Handling a Reluctant or Resistant Elder
A major concern for dementia caregivers is that their loved ones often become withdrawn and resistant to participating in any activities at some point. In these situations, it is important to do some creative problem-solving. Elders often push back against their family members’ ideas because they feel they’re being told what to do and wish to exert some control over their daily life. Sometimes the solution is as simple as recruiting a new or different person to initiate and participate in activities with your loved one. Friends, extended family and even paid companions can help draw a resistant senior out of their shell.
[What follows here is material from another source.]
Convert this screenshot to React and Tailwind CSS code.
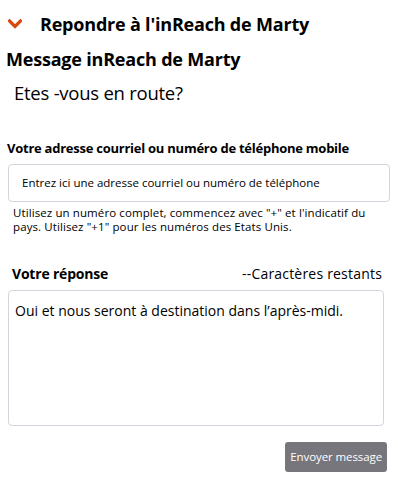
import React from 'react'

const Chevron = () => (
  <svg width="14" height="10" viewBox="0 0 14 10" className="shrink-0">
    <path d="M1.5 2 L7 7.5 L12.5 2" fill="none" stroke="#d9480f" strokeWidth="3.2" strokeLinecap="square" />
  </svg>
)

const App = () => {
  return (
    <div className="w-[398px] h-[484px] bg-white text-black font-['Open_Sans',sans-serif] overflow-hidden">
      {/* Header */}
      <div className="flex items-center pl-2 pt-[7px] h-[40px]">
        <Chevron />
        <h2 className="ml-[18px] text-[18px] font-bold leading-6 tracking-[-0.2px]">Repondre à l'inReach de Marty</h2>
      </div>

      <h3 className="pl-[6px] mt-[7px] text-[18px] font-bold leading-6 tracking-[-0.2px]">Message inReach de Marty</h3>
      <p className="pl-[14px] mt-[10px] text-[18.5px] leading-6 tracking-[-0.25px]">Etes -vous en route?</p>

      <div className="mt-[33px] px-2">
        <label className="block -ml-[1px] text-[13px] font-bold leading-5 tracking-[-0.25px]">
          Votre adresse courriel ou numéro de téléphone mobile
        </label>
        <div className="mt-[6px] h-[38px] rounded-[4px] border border-gray-300 flex items-center pl-[13px] text-[11.5px]">
          Entrez ici une adresse courriel ou numéro de téléphone
        </div>
        <p className="mt-[4px] pl-[5px] pr-[10px] text-[11.5px] leading-[14px] tracking-[0.1px]">
          Utilisez un numéro complet, commencez avec "+" et l'indicatif du pays. Utilisez "+1" pour les numéros des Etats Unis.
        </p>
      </div>

      <div className="mt-[30px] px-2 flex items-end justify-between pr-[16px]">
        <span className="pl-1 text-[14px] font-bold leading-5 tracking-[-0.2px]">Votre réponse</span>
        <span className="text-[14px] leading-5 tracking-[0.2px]">--Caractères restants</span>
      </div>

      <div className="mx-2 mt-[6px] w-[376px] h-[136px] rounded-[4px] border border-gray-300 px-[6px] pt-[9px] text-[14px]">
        Oui et nous seront à destination dans l’après-midi.
      </div>

      <div className="flex justify-end pr-[11px] mt-[16px]">
        <button className="h-[30px] px-[5px] rounded-[3px] bg-[#77767c] text-white text-[11.5px] tracking-[-0.1px]">
          Envoyer message
        </button>
      </div>
    </div>
  )
}

export default App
Another source of frustration is when an elder complains of boredom yet shows little interest in a caregiver’s ideas for shaking things up. With dementia, seniors often lose their sense of initiative when it comes to beginning and completing tasks or activities. In some cases, the caregiver may have to provide clear direction and supervision to get their loved one involved in something they truly enjoy but were inexplicably opposed to doing before.
It’s important to understand that agitation, anxiety and/or depression can also prevent a senior with dementia from fully engaging in life. Consider taking your loved one for a check-up to rule out a mood disorder that may be treatable with medication. Many patients benefit from a low-dose anti-depressant at some point during the course of the disease.
On the other hand, some seniors simply have never been all that active or social. If they gripe about being bored and vehemently refuse to participate in anything, it’s likely because their favorite pastime is complaining itself. This can be both heartbreaking and annoying for caregivers who feel powerless to enrich their loved ones’ lives. But at some point, you must realize that you alone are not responsible for their happiness. It is impossible to force someone do something they don’t want to do.
If you provide enriching activities and valuable social interaction and are still met with resistance, then you’ve done your best. However, a senior’s attitude and behavior may change throughout the course of the disease. Don’t hesitate to repeat the same offers every now and then. You might be surprised one day when your loved one takes you up on a car ride to get some ice cream.